Malaysia to help PH identify dead militants
Posted at 02/10/2012 4:47 PM | Updated as of 02/10/2012 4:47 PM
MANILA - The Philippine military said Friday Malaysia will send forensics experts to try to prove whether Filipino forces have killed three of Southeast Asia's most-wanted terror suspects.
The Philippines has said its US-backed airstrike on February 2 killed three senior leaders from the Al Qaeda-linked Abu Sayyaf and Jemaah Islamiyah (JI) networks, as well as 12 junior figures.
The bodies were taken away by fellow militants in line with Muslim custom and quickly buried.

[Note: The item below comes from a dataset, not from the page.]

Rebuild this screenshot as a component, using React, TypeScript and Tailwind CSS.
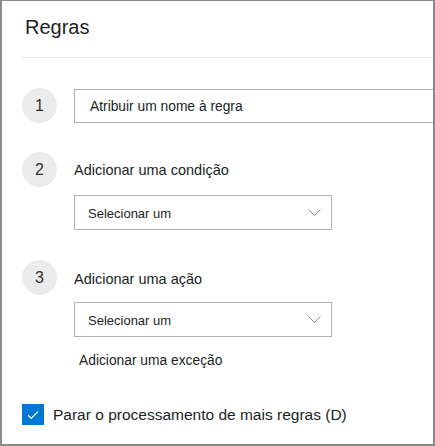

But Philippine military spokesman Colonel Arnulfo Burgos said police had gathered pieces of human tissue and blood after the strike on the southern island of Jolo.
Philippine police will now liaise with the Malaysian team over the forensic evidence.
"This would help the Armed Forces of the Philippines provide proof that the terrorists Mauwiyah and Marwan are already dead," Burgos told reporters.
The highest-profile militant reported slain was Malaysian Zulkifli bin Abdul Hir, alias Marwan, one of the United States' most-wanted terror suspects with a $5 million bounty on his head from the US government.
Zulkifli was one of JI's top leaders and a bomb-making expert who had been hiding out in the southern Philippines since 2003, according to the US State Department.
The Malaysian forensics experts are expected to obtain DNA samples from Zulkifli's relatives before they fly to the southern Philippines to compare samples, Burgos said without giving a timetable.
Also reported killed was Singaporean Mohammad Ali, alias Muawiyah, another JI leader who had been hiding in the Philippines since the group killed 202 people in a series of bomb attacks on the Indonesian island of Bali in 2002.
The third senior militant reported killed was Filipino Abu Pula, also known as Doctor Abu or Umbra Jumdail, one of the core leaders of the Abu Sayyaf that is blamed for the worst terrorist attacks in the Philippines.
The US military, which has a small team of US Special Forces providing counter-terrorism training to Filipino forces in the southern Philippines, helped in the attack by providing intelligence support, Filipino military officials said.